Member of the Chamber of Deputies
- In office 15 May 1953 – 15 May 1957
- Constituency: Antofagasta, Tocopilla, El Loa and Taltal

Personal details
- Born: 19 June 1910 Ovalle, Chile
- Died: 24 March 1989 (aged 78) Antofagasta, Chile
- Party: Socialist Party
- Spouse: Clorinda del Carmen Guerra
- Parent(s): Pedro Cisternas Gallardo Blanca Guzmán Gómez
- Occupation: Politician

= Pedro Cisternas Guzmán =

Chilean politician (1910–1989)

Pedro Armando Cisternas Guzmán (19 June 1910 – 24 March 1989) was a Chilean socialist politician. He was born in Ovalle to Pedro Segundo Cisternas Gallardo and Blanca Ester Guzmán Gómez. He married Clorinda del Carmen Guerra Rojas.

== Biography ==
He was a member of the Popular Socialist Party, the Socialist Party (PS), and the Unión Socialista Popular.

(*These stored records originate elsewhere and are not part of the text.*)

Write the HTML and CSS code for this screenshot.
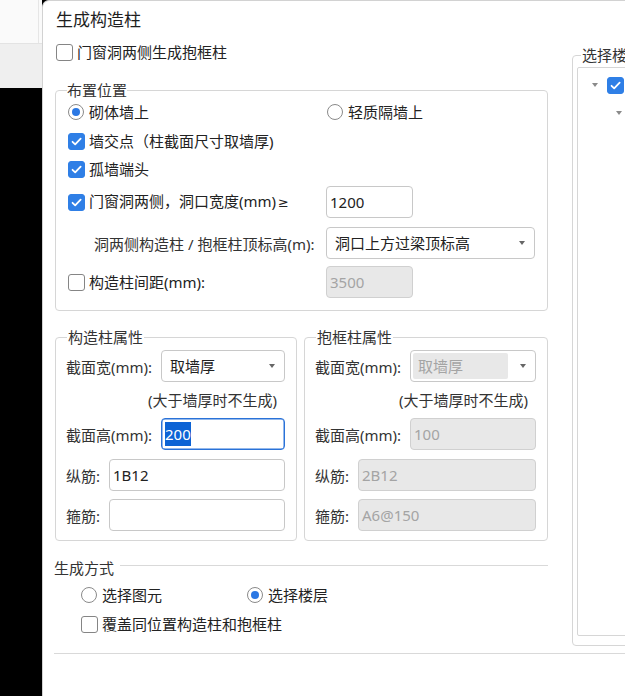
FILE: index.html
```html
<!DOCTYPE html>
<html lang="zh-CN">
<head>
<meta charset="utf-8">
<title>生成构造柱</title>
<link rel="stylesheet" href="styles.css">
</head>
<body>
<div class="screen">
  <div class="side">
    <div class="side-top"><div class="side-top-in"></div></div>
    <div class="side-mid"></div>
    <div class="side-bot"></div>
  </div>
  <div class="dialog">
    <div class="title">生成构造柱</div>
    <div class="body">
      <div class="main">
        <div class="opt top-check"><span class="cb"></span><span>门窗洞两侧生成抱框柱</span></div>

        <fieldset class="grp grp-place">
          <legend>布置位置</legend>
          <div class="prow r1">
            <div class="pleft"><div class="opt"><span class="rb on"></span><span>砌体墙上</span></div></div>
            <div class="opt opt-r2"><span class="rb"></span><span>轻质隔墙上</span></div>
          </div>
          <div class="prow r2">
            <div class="opt"><span class="cb on"><svg viewBox="0 0 17 17"><path d="M4 8.8l3 3 6.2-6.6"/></svg></span><span>墙交点（柱截面尺寸取墙厚)</span></div>
          </div>
          <div class="prow r3">
            <div class="opt"><span class="cb on"><svg viewBox="0 0 17 17"><path d="M4 8.8l3 3 6.2-6.6"/></svg></span><span>孤墙端头</span></div>
          </div>
          <div class="prow r4">
            <div class="pleft"><div class="opt"><span class="cb on"><svg viewBox="0 0 17 17"><path d="M4 8.8l3 3 6.2-6.6"/></svg></span><span>门窗洞两侧，洞口宽度(mm)<span class="ge">≥</span></span></div></div>
            <div class="inp w-short">1200</div>
          </div>
          <div class="prow r5">
            <div class="pleft"><span class="indent-label">洞两侧构造柱 / 抱框柱顶标高(m):</span></div>
            <div class="inp sel w-long"><span>洞口上方过梁顶标高</span><span class="arrow"></span></div>
          </div>
          <div class="prow r6">
            <div class="pleft"><div class="opt"><span class="cb"></span><span>构造柱间距(mm):</span></div></div>
            <div class="inp w-short dis">3500</div>
          </div>
        </fieldset>

        <div class="props">
          <fieldset class="grp grp-prop g-left">
            <legend>构造柱属性</legend>
            <div class="frow f1"><span class="flabel">截面宽(mm):</span><div class="inp sel grow"><span>取墙厚</span><span class="arrow"></span></div></div>
            <div class="note">(大于墙厚时不生成)</div>
            <div class="frow"><span class="flabel">截面高(mm):</span><div class="inp grow focus"><span class="selected">200</span></div></div>
            <div class="frow f4"><span class="flabel short">纵筋:</span><div class="inp grow">1B12</div></div>
            <div class="frow f5"><span class="flabel short">箍筋:</span><div class="inp grow"></div></div>
          </fieldset>
          <fieldset class="grp grp-prop g-right">
            <legend>抱框柱属性</legend>
            <div class="frow f1"><span class="flabel">截面宽(mm):</span><div class="inp sel grow sel-dis"><span class="sel-dis-in">取墙厚</span><span class="arrow"></span></div></div>
            <div class="note">(大于墙厚时不生成)</div>
            <div class="frow"><span class="flabel">截面高(mm):</span><div class="inp grow dis">100</div></div>
            <div class="frow f4"><span class="flabel short">纵筋:</span><div class="inp grow dis">2B12</div></div>
            <div class="frow f5"><span class="flabel short">箍筋:</span><div class="inp grow dis">A6@150</div></div>
          </fieldset>
        </div>

        <div class="mode-head"><span>生成方式</span><span class="mode-line"></span></div>
        <div class="mode-radios">
          <div class="opt mode-first"><span class="rb"></span><span>选择图元</span></div>
          <div class="opt"><span class="rb on"></span><span>选择楼层</span></div>
        </div>
        <div class="mode-check">
          <div class="opt"><span class="cb"></span><span>覆盖同位置构造柱和抱框柱</span></div>
        </div>
      </div>

      <div class="side-panel">
        <fieldset class="grp floor-grp">
          <legend>选择楼</legend>
          <div class="tree">
            <div class="trow t1"><span class="tarrow"></span><span class="cb on"><svg viewBox="0 0 17 17"><path d="M4 8.8l3 3 6.2-6.6"/></svg></span></div>
            <div class="trow t2"><span class="tarrow"></span></div>
          </div>
        </fieldset>
      </div>
    </div>
    <div class="bottom-line"></div>
  </div>
</div>
</body>
</html>
```

FILE: styles.css
```css
* { box-sizing: border-box; }
html, body { margin: 0; padding: 0; background: #000; }
body {
  font-family: "Noto Sans", "Noto Sans CJK SC", sans-serif;
  font-size: 15px;
  color: #222;
}
.screen {
  display: flex;
  width: 625px;
  height: 696px;
  overflow: hidden;
}
.side {
  width: 42px;
  flex: none;
  display: flex;
  flex-direction: column;
}
.side-top {
  height: 43px;
  background: #fafafa;
}
.side-top-in {
  width: 39px;
  height: 100%;
  border-right: 1px solid #e6e6e6;
}
.side-mid {
  height: 45px;
  background: #efefef;
  border-top: 1px solid #e3e3e3;
}
.side-bot { flex: 1; background: #000; }

.dialog {
  flex: 1;
  min-width: 0;
  background: #fff;
  border-left: 1px solid #d2d2d2;
  border-top: 1px solid #d2d2d2;
  border-top-left-radius: 7px;
  padding: 9px 0 0 11px;
  overflow: hidden;
}
.title {
  font-size: 17px;
  line-height: 20px;
  color: #1e1e1e;
  padding-left: 2px;
}
.body {
  display: flex;
  align-items: flex-start;
  height: 611px;
}
.main {
  width: 494px;
  flex: none;
}

/* option controls */
.opt {
  display: flex;
  align-items: center;
  height: 24px;
  line-height: 20px;
  white-space: nowrap;
}
.cb {
  width: 17px;
  height: 17px;
  flex: none;
  border: 1px solid #858585;
  border-radius: 3px;
  background: #fff;
  margin-right: 4px;
  display: flex;
}
.cb.on {
  background: #2f7fe6;
  border-color: #2f7fe6;
}
.cb svg {
  width: 15px;
  height: 15px;
}
.cb svg path {
  fill: none;
  stroke: #fff;
  stroke-width: 2;
  stroke-linecap: round;
  stroke-linejoin: round;
}
.rb {
  width: 16px;
  height: 16px;
  flex: none;
  border: 1px solid #8a8a8a;
  border-radius: 50%;
  background: #fff;
  margin-right: 5px;
  display: flex;
  align-items: center;
  justify-content: center;
}
.rb.on::after {
  content: "";
  width: 8px;
  height: 8px;
  border-radius: 50%;
  background: #2b78e4;
}
.ge {
  font-family: "DejaVu Sans", sans-serif;
  font-size: 13px;
  margin-left: 2px;
}

.top-check {
  margin-top: 12px;
  margin-left: 2px;
  height: 20px;
}

/* group boxes */
.grp {
  margin: 0;
  border: 1px solid #d6d6d6;
  border-radius: 4px;
  min-width: 0;
}
.grp legend {
  font-size: 15px;
  line-height: 20px;
  padding: 0 1px;
  color: #333;
}
.grp-place {
  margin-top: 18px;
  margin-left: 1px;
  width: 493px;
  padding: 0 11px 12px 12px;
}
.grp-place legend { padding: 0 0; margin-left: -1px; }
.prow {
  display: flex;
  align-items: center;
}
.pleft {
  width: 258px;
  flex: none;
}
.r1 { height: 24px; }
.r2 { height: 24px; margin-top: 5px; }
.r3 { height: 24px; margin-top: 4px; }
.r4 { height: 32px; margin-top: 5px; }
.r5 { height: 32px; margin-top: 9px; }
.r6 { height: 32px; margin-top: 7px; }
.r4 .inp, .r5 .inp, .r6 .inp { height: 32px; line-height: 30px; }
.opt-r2 { margin-left: 1px; }
.indent-label {
  display: block;
  padding-left: 26px;
  color: #333;
  white-space: nowrap;
}

/* inputs */
.inp {
  height: 32px;
  border: 1px solid #c8c8c8;
  border-radius: 4px;
  background: #fff;
  line-height: 30px;
  padding: 0 3px;
  color: #222;
  white-space: nowrap;
  overflow: hidden;
}
.w-short { width: 87px; }
.w-long { width: 209px; }
.grow { flex: 1; min-width: 0; }
.sel {
  display: flex;
  align-items: center;
  justify-content: space-between;
  padding: 0 8px 0 8px;
}
.arrow {
  width: 0;
  height: 0;
  border-left: 3px solid transparent;
  border-right: 3px solid transparent;
  border-top: 4px solid #666;
  margin-right: 1px;
}
.inp.dis {
  background: #e8e8e8;
  border-color: #d0d0d0;
  color: #a4a4a4;
}
.inp.focus {
  border-color: #2a72d8;
  box-shadow: inset 0 0 0 0.5px #2a72d8;
}
.selected {
  background: #0c63d5;
  color: #fff;
  padding: 2px 0;
  line-height: 20px;
}
.sel-dis {
  padding: 2px 8px 2px 2px;
}
.sel-dis-in {
  flex: 1;
  align-self: stretch;
  background: #e8e8e8;
  color: #a4a4a4;
  border-radius: 2px;
  margin-right: 12px;
  line-height: 26px;
  padding-left: 5px;
}

/* property groups */
.props {
  display: flex;
  gap: 7px;
  margin-top: 16px;
  margin-left: 1px;
}
.grp-prop {
  padding: 0 11px 9px 10px;
}
.g-left { width: 242px; }
.g-right { width: 244px; }
.grp-prop legend { margin-left: 1px; }
.frow {
  display: flex;
  align-items: center;
  height: 32px;
}
.f1 { margin-top: 3px; }
.f4 { margin-top: 9px; }
.f5 { margin-top: 8px; }
.flabel {
  width: 95px;
  flex: none;
  color: #333;
  white-space: nowrap;
}
.flabel.short { width: 43px; }
.note {
  height: 36px;
  line-height: 36px;
  text-align: right;
  padding-right: 8px;
  color: #333;
  white-space: nowrap;
}

/* mode */
.mode-head {
  display: flex;
  align-items: center;
  height: 20px;
  margin-top: 16px;
  color: #333;
}
.mode-line {
  flex: 1;
  height: 1px;
  background: #d9d9d9;
  margin-left: 6px;
  margin-bottom: 3px;
}
.mode-radios {
  display: flex;
  margin-top: 6px;
  padding-left: 27px;
}
.mode-first { width: 166px; }
.mode-check {
  margin-top: 5px;
  padding-left: 27px;
}

/* right panel */
.side-panel {
  margin-left: 24px;
  margin-top: 15px;
  width: 220px;
  flex: none;
}
.floor-grp {
  height: 601px;
  padding: 0 4px 8px 4px;
}
.floor-grp legend { margin-left: 4px; }
.tree {
  margin-top: 2px;
  height: 569px;
  border: 1px solid #d6d6d6;
  border-radius: 2px;
  padding-top: 7px;
}
.trow {
  display: flex;
  align-items: center;
  height: 20px;
  white-space: nowrap;
}
.t1 { padding-left: 14px; }
.t2 { padding-left: 38px; margin-top: 8px; }
.tarrow {
  width: 0;
  height: 0;
  border-left: 3.5px solid transparent;
  border-right: 3.5px solid transparent;
  border-top: 4px solid #8a8a8a;
  margin-right: 9px;
}

.bottom-line {
  height: 1px;
  background: #d9d9d9;
  margin-top: 12px;
}
```
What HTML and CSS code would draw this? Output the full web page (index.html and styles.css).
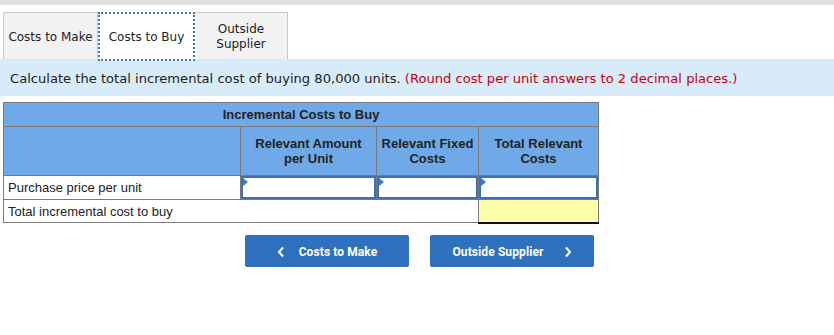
FILE: index.html
```html
<!DOCTYPE html>
<html lang="en">
<head>
  <meta charset="UTF-8" />
  <title>Costs to Buy</title>
  <link rel="stylesheet" href="styles.css">
</head>
<body>
  <div class="topbar"></div>
  <div class="tabs">
    <div class="tab">Costs to Make</div>
    <div class="tab active">Costs to Buy</div>
    <div class="tab">Outside<br>Supplier</div>
  </div>
  <div class="instructions">
    Calculate the total incremental cost of buying 80,000 units.&nbsp;<span class="note">(Round cost per unit answers to 2 decimal places.)</span>
  </div>
  <table class="costs">
    <colgroup>
      <col class="c-label">
      <col class="c-amount">
      <col class="c-fixed">
      <col class="c-total">
    </colgroup>
    <tr class="head-1">
      <th colspan="4">Incremental Costs to Buy</th>
    </tr>
    <tr class="head-2">
      <th></th>
      <th>Relevant Amount<br>per Unit</th>
      <th>Relevant Fixed<br>Costs</th>
      <th>Total Relevant<br>Costs</th>
    </tr>
    <tr>
      <td class="label">Purchase price per unit</td>
      <td class="entry"><div class="input"></div></td>
      <td class="entry"><div class="input"></div></td>
      <td class="entry"><div class="input"></div></td>
    </tr>
    <tr class="total-row">
      <td class="label" colspan="3">Total incremental cost to buy</td>
      <td class="answer"></td>
    </tr>
  </table>
  <div class="nav-buttons">
    <button class="btn">
      <svg class="chev" width="8" height="12" viewBox="0 0 8 12"><path d="M6 1.5 L2 6 L6 10.5" fill="none" stroke="#fff" stroke-width="2"/></svg>
      Costs to Make
    </button>
    <button class="btn">
      Outside Supplier
      <svg class="chev right" width="8" height="12" viewBox="0 0 8 12"><path d="M2 1.5 L6 6 L2 10.5" fill="none" stroke="#fff" stroke-width="2"/></svg>
    </button>
  </div>
</body>
</html>
```

FILE: styles.css
```css
body {
  margin: 0;
  background: #fff;
  color: #222;
  font-family: 'DejaVu Sans', Verdana, sans-serif;
}
/* --- top strip --- */
.topbar {
  height: 5px;
  background: #e0e0e0;
}
/* --- tabs --- */
.tabs {
  display: flex;
  padding: 7px 0 0 3px;
  height: 47px;
}
.tab {
  box-sizing: border-box;
  height: 47px;
  width: 95px;
  display: flex;
  align-items: center;
  justify-content: center;
  text-align: center;
  padding-top: 2px;
  font-size: 12px;
  line-height: 15px;
  background: #f2f2f2;
  border: 1px solid #c8c8c8;
  border-bottom: none;
  color: #222;
}
.tab.active {
  background: #fff;
  border: 2px dotted #3b74c9;
  height: 49px;
  width: 97px;
  margin: 0 -1px 0 0;
  position: relative;
  z-index: 1;
}
.tab:last-child {
  width: 94px;
}
/* --- instruction bar --- */
.instructions {
  height: 37px;
  display: flex;
  align-items: center;
  padding: 1px 0 0 10px;
  box-sizing: border-box;
  background: #d7ebf9;
  font-size: 13.1px;
  color: #222;
}
.note {
  color: #c5000f;
}
/* --- table --- */
.costs {
  margin: 6px 0 0 3px;
  border-collapse: collapse;
  font-family: 'Liberation Sans', Arial, sans-serif;
  font-size: 13px;
  table-layout: fixed;
  width: 595px;
}
.c-label { width: 237px; }
.c-amount { width: 136px; }
.c-fixed { width: 102px; }
.c-total { width: 120px; }
.costs th {
  background: #70a9e7;
  border: 1px solid #7a7a7a;
  font-weight: bold;
  color: #222;
  padding: 0;
  line-height: 15px;
}
.head-1 th {
  height: 23px;
}
.head-2 th {
  height: 48px;
}
.costs td {
  border: 1px solid #7a7a7a;
  padding: 0;
  height: 22px;
}
.costs td.label {
  padding: 1px 0 0 4px;
  line-height: 18px;
}
.total-row td {
  height: 21px;
}
.input {
  box-sizing: border-box;
  height: 23px;
  border: 2px solid #3c6fb4;
  background: #fff;
  position: relative;
}
.input::before {
  content: '';
  position: absolute;
  top: 0;
  left: 0;
  border-top: 4px solid transparent;
  border-bottom: 4px solid transparent;
  border-left: 5px solid #3c79c8;
}
.answer {
  background: #ffffa9;
  border-bottom: 2px solid #111 !important;
}
/* --- buttons --- */
.nav-buttons {
  display: flex;
  gap: 21px;
  padding: 11px 0 0 245px;
}
.btn {
  width: 164px;
  height: 32px;
  border: none;
  border-radius: 2px;
  background: #3071bf;
  color: #fff;
  font-family: 'Roboto', 'Liberation Sans', sans-serif;
  font-weight: bold;
  font-size: 12px;
  letter-spacing: 0.1px;
  display: flex;
  align-items: center;
  justify-content: center;
  gap: 14px;
  padding: 2px 0 0;
}
.chev.right {
  margin-left: 6px;
}
```
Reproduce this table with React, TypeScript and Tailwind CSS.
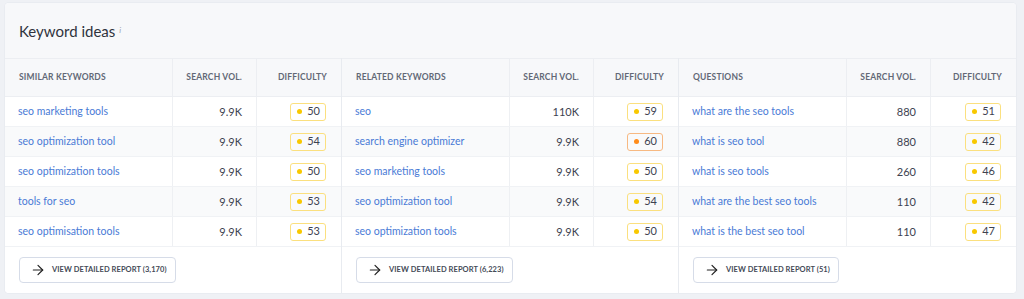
import { ArrowRight } from "lucide-react"

type Row = { kw: string; vol: string; diff: number }

const panels: { title: string; total: string; rows: Row[] }[] = [
  {
    title: "Similar keywords",
    total: "3,170",
    rows: [
      { kw: "seo marketing tools", vol: "9.9K", diff: 50 },
      { kw: "seo optimization tool", vol: "9.9K", diff: 54 },
      { kw: "seo optimization tools", vol: "9.9K", diff: 50 },
      { kw: "tools for seo", vol: "9.9K", diff: 53 },
      { kw: "seo optimisation tools", vol: "9.9K", diff: 53 },
    ],
  },
  {
    title: "Related keywords",
    total: "6,223",
    rows: [
      { kw: "seo", vol: "110K", diff: 59 },
      { kw: "search engine optimizer", vol: "9.9K", diff: 60 },
      { kw: "seo marketing tools", vol: "9.9K", diff: 50 },
      { kw: "seo optimization tool", vol: "9.9K", diff: 54 },
      { kw: "seo optimization tools", vol: "9.9K", diff: 50 },
    ],
  },
  {
    title: "Questions",
    total: "51",
    rows: [
      { kw: "what are the seo tools", vol: "880", diff: 51 },
      { kw: "what is seo tool", vol: "880", diff: 42 },
      { kw: "what is seo tools", vol: "260", diff: 46 },
      { kw: "what are the best seo tools", vol: "110", diff: 42 },
      { kw: "what is the best seo tool", vol: "110", diff: 47 },
    ],
  },
]

function Badge({ value }: { value: number }) {
  const hard = value >= 60
  return (
    <span
      className={
        hard
          ? "inline-flex items-center gap-[5px] h-[18px] pl-[6px] pr-[5px] rounded-[3px] border border-[#f7b982] text-[11px] text-[#3d4250]"
          : "inline-flex items-center gap-[5px] h-[18px] pl-[6px] pr-[5px] rounded-[3px] border border-[#fbe07f] text-[11px] text-[#3d4250]"
      }
    >
      <span
        className={
          hard
            ? "w-[5px] h-[5px] rounded-full bg-[#ff8c1a]"
            : "w-[5px] h-[5px] rounded-full bg-[#f8c800]"
        }
      />
      {value}
    </span>
  )
}

function Panel({ title, total, rows, last }: { title: string; total: string; rows: Row[]; last?: boolean }) {
  return (
    <div className={last ? "flex flex-col" : "flex flex-col border-r border-[#e8ebf0]"}>
      <div className="grid grid-cols-[168px_84px_1fr] h-[39px] bg-[#f7f8fa] border-t border-b border-[#eceef2] text-[8.5px] font-bold tracking-[0.02em] text-[#626876] uppercase">
        <div className="flex items-center pl-[14px] border-r border-[#eceef2]">{title}</div>
        <div className="flex items-center justify-end pr-[14px] border-r border-[#eceef2]">Search vol.</div>
        <div className="flex items-center justify-end pr-[14px]">Difficulty</div>
      </div>
      {rows.map((r, i) => (
        <div
          key={i}
          className={
            i % 2 === 1
              ? "grid grid-cols-[168px_84px_1fr] h-[30px] bg-[#f9fafb] border-b border-[#f0f2f5] text-[10.5px]"
              : "grid grid-cols-[168px_84px_1fr] h-[30px] bg-white border-b border-[#f0f2f5] text-[10.5px]"
          }
        >
          <div className="flex items-center pl-[13px] pt-[1px] border-r border-[#eef0f3] text-[#4a7bd6]">{r.kw}</div>
          <div className="flex items-center justify-end pr-[14px] pt-[1px] border-r border-[#eef0f3] text-[11px] text-[#3d4250]">{r.vol}</div>
          <div className="flex items-center justify-end pr-[15px]">
            <Badge value={r.diff} />
          </div>
        </div>
      ))}
      <div className="px-[14px] pt-[10px] pb-[10px] bg-white">
        <button className="flex items-center gap-[6px] h-[26px] pl-[10px] pr-[8px] rounded-[4px] border border-[#d6dce8] bg-white text-[7.5px] font-bold tracking-[0.01em] text-[#454a57]">
          <ArrowRight size={16} strokeWidth={1.8} className="text-[#222]" />
          VIEW DETAILED REPORT ({total})
        </button>
      </div>
    </div>
  )
}

export default function App() {
  return (
    <div className="w-[1024px] h-[299px] bg-[#eff1f5] pt-[3px] px-[5px] font-['Lato','Noto_Sans',sans-serif]">
      <div className="w-[1011px] rounded-[4px] bg-white overflow-hidden shadow-[0_0_0_1px_#e9ecf1]">
        <div className="h-[55px] bg-[#f7f8fa] flex items-center pl-[14px] pt-[2px]">
          <h2 className="text-[15px] text-[#2f333d] leading-none">
            Keyword ideas
            <sup className="ml-[4px] text-[8px] italic text-[#9aa1b0]">i</sup>
          </h2>
        </div>
        <div className="grid grid-cols-[337px_337px_1fr]">
          {panels.map((p, i) => (
            <Panel key={p.title} title={p.title} total={p.total} rows={p.rows} last={i === 2} />
          ))}
        </div>
      </div>
    </div>
  )
}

In the 1953 Chilean parliamentary election, he was elected deputy for the 2nd Departamental Grouping ("Antofagasta, Tocopilla, El Loa and Taltal"), representing the Popular Socialist Party (PSP) for the 1953–1957 term. He served on the Permanent Commission on National Defense.

He died in Antofagasta on 24 March 1989.